▶ **Records shown**:

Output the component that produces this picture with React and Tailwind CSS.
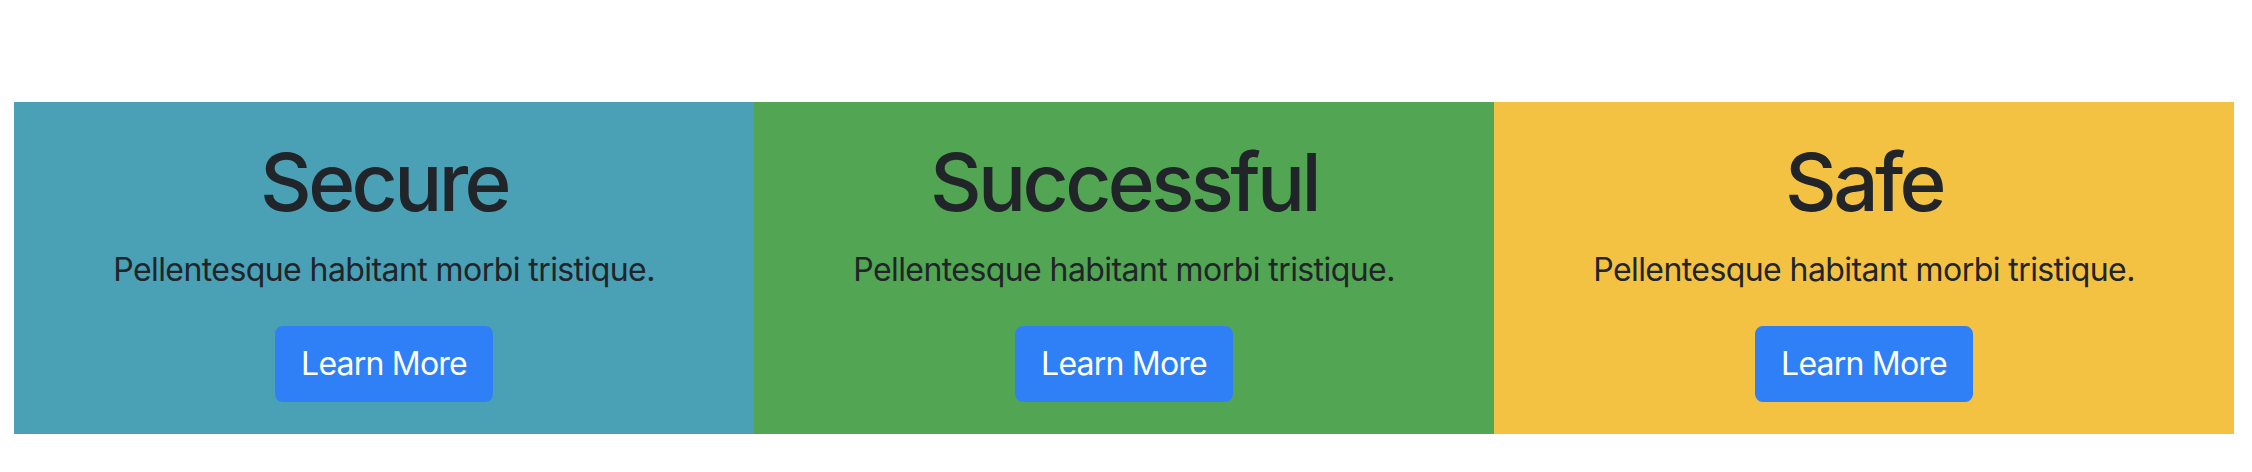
import React from "react";

const FEATURES = [
	{ title: "Secure", bg: "bg-[#4aa0b5]" },
	{ title: "Successful", bg: "bg-[#52a552]" },
	{ title: "Safe", bg: "bg-[#f4c242]" },
];

const FeatureCard = ({ title, bg }) => (
	<div className={`flex flex-col items-center pt-8 pb-8 text-center ${bg}`}>
		<h1 className="mb-4 text-[80px] leading-[96px] font-medium tracking-[-0.045em] text-[#212529]">
			{title}
		</h1>
		<p className="mb-8 text-[32px] leading-[48px] tracking-[-0.018em] text-[#212529]">
			Pellentesque habitant morbi tristique.
		</p>
		<button className="rounded-lg border-2 border-[#2f80f6] bg-[#2f80f6] px-6 py-3 text-[32px] leading-[48px] tracking-[-0.025em] text-white">
			Learn More
		</button>
	</div>
);

export default function App() {
	return (
		<div
			className="h-[472px] w-full bg-white pt-[102px]"
			style={{ fontFamily: "Inter, 'Liberation Sans', sans-serif" }}
		>
			<div className="ml-[14px] grid w-[2220px] grid-cols-3">
				{FEATURES.map((f) => (
					<FeatureCard key={f.title} {...f} />
				))}
			</div>
		</div>
	);
}
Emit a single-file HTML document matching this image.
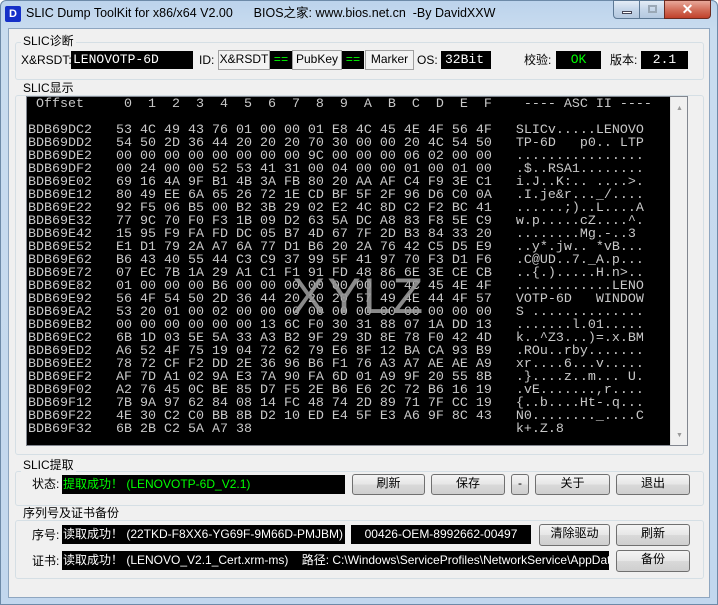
<!DOCTYPE html>
<html><head><meta charset="utf-8"><style>
*{margin:0;padding:0;box-sizing:border-box}
body{width:718px;height:605px;overflow:hidden;background:#fff;font-family:"Liberation Sans","Noto Sans CJK SC",sans-serif;font-size:12px;color:#000;position:relative}
.a{position:absolute}
.win{left:0;top:0;width:718px;height:605px;background:linear-gradient(180deg,#bcd3ec 0,#c9dcef 30px,#c2d7ee 100%);border:1px solid #6d8aa8;border-radius:6px 6px 0 0}
.client{left:8px;top:28px;width:702px;height:570px;background:#f0f0f0;border:1px solid #8ea6c0}
.grp{position:absolute;border:1px solid #d5dfe5;border-radius:3px}
.gt{position:absolute;background:#f0f0f0;padding:0 2px;line-height:14px}
.blk{position:absolute;background:#000;color:#fff;line-height:18px;white-space:nowrap;overflow:hidden}
.mono{font-family:"Liberation Mono",monospace}
.bt{position:absolute;border:1px solid #707070;border-radius:3px;background:linear-gradient(#f4f4f4,#e6e6e6 50%,#d9d9d9 51%,#cfcfcf);text-align:center;line-height:17px}
.fb{position:absolute;border:1px solid #a0a0a0;background:#f2f2f2;text-align:center;line-height:17px}
.lb{position:absolute;line-height:18px}
pre{font-family:"Liberation Mono",monospace;font-size:13.33px;line-height:13px;color:#c8c8c8}
</style></head><body>
<div class="a win"></div>
<div class="a" style="left:5px;top:6px;width:16px;height:16px;background:#1530c8;border-radius:2px;color:#fff;font-weight:bold;font-size:11px;text-align:center;line-height:16px">D</div>
<div class="a" style="left:26px;top:5px;font-size:12.5px;line-height:16px;white-space:pre">SLIC Dump ToolKit for x86/x64 V2.00      BIOS之家: www.bios.net.cn  -By DavidXXW</div>
<div class="a" style="left:613px;top:0;width:27px;height:19px;border:1px solid #5c7894;border-radius:0 0 0 4px;background:linear-gradient(#e3ecf6,#c5d6e9 50%,#b4c8df)"><div class="a" style="left:8px;top:10px;width:10px;height:3px;background:#fff;border:1px solid #445"></div></div>
<div class="a" style="left:639px;top:0;width:26px;height:19px;border:1px solid #5c7894;background:linear-gradient(#e3ecf6,#c5d6e9 50%,#b4c8df)"><div class="a" style="left:8px;top:4px;width:9px;height:8px;border:2px solid #9aa8b6"></div></div>
<div class="a" style="left:664px;top:0;width:47px;height:19px;border:1px solid #6b2a20;border-radius:0 0 4px 0;background:linear-gradient(#e8a89a,#d3705c 50%,#c0412b);color:#fff;font-weight:bold;text-align:center;line-height:17px;font-size:14px">✕</div>
<div class="a client"></div>

<!-- SLIC诊断 -->
<div class="grp" style="left:15px;top:42px;width:689px;height:38px"></div>
<div class="gt" style="left:21px;top:34px">SLIC诊断</div>
<div class="lb" style="left:21px;top:51px">X&amp;RSDT:</div>
<div class="blk mono" style="left:71px;top:51px;width:122px;height:18px;padding-left:2px;font-size:13px">LENOVOTP-6D</div>
<div class="lb" style="left:199px;top:51px">ID:</div>
<div class="fb" style="left:218px;top:50px;width:52px;height:20px">X&amp;RSDT</div>
<div class="blk mono" style="left:270px;top:51px;width:22px;height:18px;color:#0f0;text-align:center">==</div>
<div class="fb" style="left:292px;top:50px;width:50px;height:20px">PubKey</div>
<div class="blk mono" style="left:342px;top:51px;width:22px;height:18px;color:#0f0;text-align:center">==</div>
<div class="fb" style="left:365px;top:50px;width:49px;height:20px">Marker</div>
<div class="lb" style="left:417px;top:51px">OS:</div>
<div class="blk mono" style="left:441px;top:51px;width:50px;height:18px;padding-left:4px;font-size:13px">32Bit</div>
<div class="lb" style="left:524px;top:51px">校验:</div>
<div class="blk mono" style="left:556px;top:51px;width:45px;height:18px;color:#0f0;text-align:center;font-size:13px">OK</div>
<div class="lb" style="left:610px;top:51px">版本:</div>
<div class="blk mono" style="left:641px;top:51px;width:47px;height:18px;text-align:center;font-size:13px">2.1</div>

<!-- SLIC显示 -->
<div class="grp" style="left:15px;top:95px;width:689px;height:360px"></div>
<div class="gt" style="left:21px;top:81px">SLIC显示</div>
<div class="a" style="left:26px;top:96px;width:662px;height:350px;border:1px solid #828790;background:#000"></div>
<div class="a" style="left:670px;top:97px;width:17px;height:348px;background:#f0f0f0;border-left:1px solid #e0e0e0"><div class="a" style="left:5px;top:8px;font-size:7px;color:#999">▲</div><div class="a" style="left:5px;bottom:6px;font-size:7px;color:#999">▼</div></div>
<pre class="a" style="left:28px;top:98px">
 Offset     0  1  2  3  4  5  6  7  8  9  A  B  C  D  E  F    ---- ASC II ----

BDB69DC2   53 4C 49 43 76 01 00 00 01 E8 4C 45 4E 4F 56 4F   SLICv.....LENOVO
BDB69DD2   54 50 2D 36 44 20 20 20 70 30 00 00 20 4C 54 50   TP-6D   p0.. LTP
BDB69DE2   00 00 00 00 00 00 00 00 9C 00 00 00 06 02 00 00   ................
BDB69DF2   00 24 00 00 52 53 41 31 00 04 00 00 01 00 01 00   .$..RSA1........
BDB69E02   69 16 4A 9F B1 4B 3A FB 80 20 AA AF C4 F9 3E C1   i.J..K:.. ....>.
BDB69E12   80 49 EE 6A 65 26 72 1E CD BF 5F 2F 96 D6 C0 0A   .I.je&amp;r..._/....
BDB69E22   92 F5 06 B5 00 B2 3B 29 02 E2 4C 8D C2 F2 BC 41   ......;)..L....A
BDB69E32   77 9C 70 F0 F3 1B 09 D2 63 5A DC A8 83 F8 5E C9   w.p.....cZ....^.
BDB69E42   15 95 F9 FA FD DC 05 B7 4D 67 7F 2D B3 84 33 20   ........Mg.-..3 
BDB69E52   E1 D1 79 2A A7 6A 77 D1 B6 20 2A 76 42 C5 D5 E9   ..y*.jw.. *vB...
BDB69E62   B6 43 40 55 44 C3 C9 37 99 5F 41 97 70 F3 D1 F6   .C@UD..7._A.p...
BDB69E72   07 EC 7B 1A 29 A1 C1 F1 91 FD 48 86 6E 3E CE CB   ..{.).....H.n&gt;..
BDB69E82   01 00 00 00 B6 00 00 00 00 00 00 00 4C 45 4E 4F   ............LENO
BDB69E92   56 4F 54 50 2D 36 44 20 20 20 57 49 4E 44 4F 57   VOTP-6D   WINDOW
BDB69EA2   53 20 01 00 02 00 00 00 00 00 00 00 00 00 00 00   S ..............
BDB69EB2   00 00 00 00 00 00 13 6C F0 30 31 88 07 1A DD 13   .......l.01.....
BDB69EC2   6B 1D 03 5E 5A 33 A3 B2 9F 29 3D 8E 78 F0 42 4D   k..^Z3...)=.x.BM
BDB69ED2   A6 52 4F 75 19 04 72 62 79 E6 8F 12 BA CA 93 B9   .ROu..rby.......
BDB69EE2   78 72 CF F2 DD 2E 36 96 B6 F1 76 A3 A7 AE AE A9   xr....6...v.....
BDB69EF2   AF 7D A1 02 9A E3 7A 90 FA 6D 01 A9 9F 20 55 8B   .}....z..m... U.
BDB69F02   A2 76 45 0C BE 85 D7 F5 2E B6 E6 2C 72 B6 16 19   .vE.......,r....
BDB69F12   7B 9A 97 62 84 08 14 FC 48 74 2D 89 71 7F CC 19   {..b....Ht-.q...
BDB69F22   4E 30 C2 C0 BB 8B D2 10 ED E4 5F E3 A6 9F 8C 43   N0........_....C
BDB69F32   6B 2B C2 5A A7 38                                 k+.Z.8
</pre>
<div class="a" style="left:292px;top:268px;font-size:50px;line-height:56px;color:#9a9a9a;letter-spacing:2px;opacity:.9">XYLZ</div>

<!-- SLIC提取 -->
<div class="grp" style="left:15px;top:471px;width:689px;height:35px"></div>
<div class="gt" style="left:21px;top:458px">SLIC提取</div>
<div class="lb" style="left:32px;top:475px">状态:</div>
<div class="blk" style="left:62px;top:475px;width:283px;height:19px;color:#0f0;padding-left:1px">提取成功！ (LENOVOTP-6D_V2.1)</div>
<div class="bt" style="left:352px;top:474px;width:73px;height:21px">刷新</div>
<div class="bt" style="left:431px;top:474px;width:74px;height:21px">保存</div>
<div class="bt" style="left:511px;top:474px;width:18px;height:21px">-</div>
<div class="bt" style="left:535px;top:474px;width:75px;height:21px">关于</div>
<div class="bt" style="left:616px;top:474px;width:74px;height:21px">退出</div>

<!-- 序列号 -->
<div class="grp" style="left:15px;top:520px;width:689px;height:59px"></div>
<div class="gt" style="left:21px;top:506px">序列号及证书备份</div>
<div class="lb" style="left:32px;top:526px">序号:</div>
<div class="blk" style="left:62px;top:525px;width:283px;height:19px;padding-left:1px">读取成功！ (22TKD-F8XX6-YG69F-9M66D-PMJBM)</div>
<div class="blk" style="left:351px;top:525px;width:180px;height:19px;text-align:center">00426-OEM-8992662-00497</div>
<div class="bt" style="left:539px;top:524px;width:71px;height:22px">清除驱动</div>
<div class="bt" style="left:616px;top:524px;width:74px;height:22px">刷新</div>
<div class="lb" style="left:32px;top:552px">证书:</div>
<div class="blk" style="left:62px;top:551px;width:547px;height:19px;padding-left:1px;white-space:pre">读取成功！ (LENOVO_V2.1_Cert.xrm-ms)    路径: C:\Windows\ServiceProfiles\NetworkService\AppData\Roaming</div>
<div class="bt" style="left:616px;top:550px;width:74px;height:22px">备份</div>
</body></html>
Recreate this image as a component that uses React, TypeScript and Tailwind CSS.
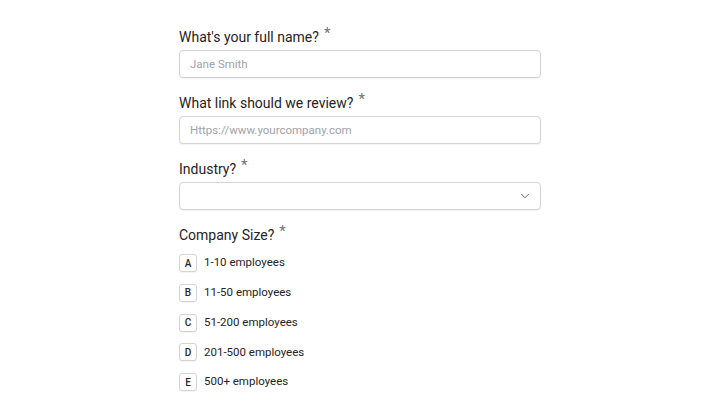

▶ **What is asked**: Determine how many lines of this listing contain "component", and give only the number.

▶ **Written reply**: 2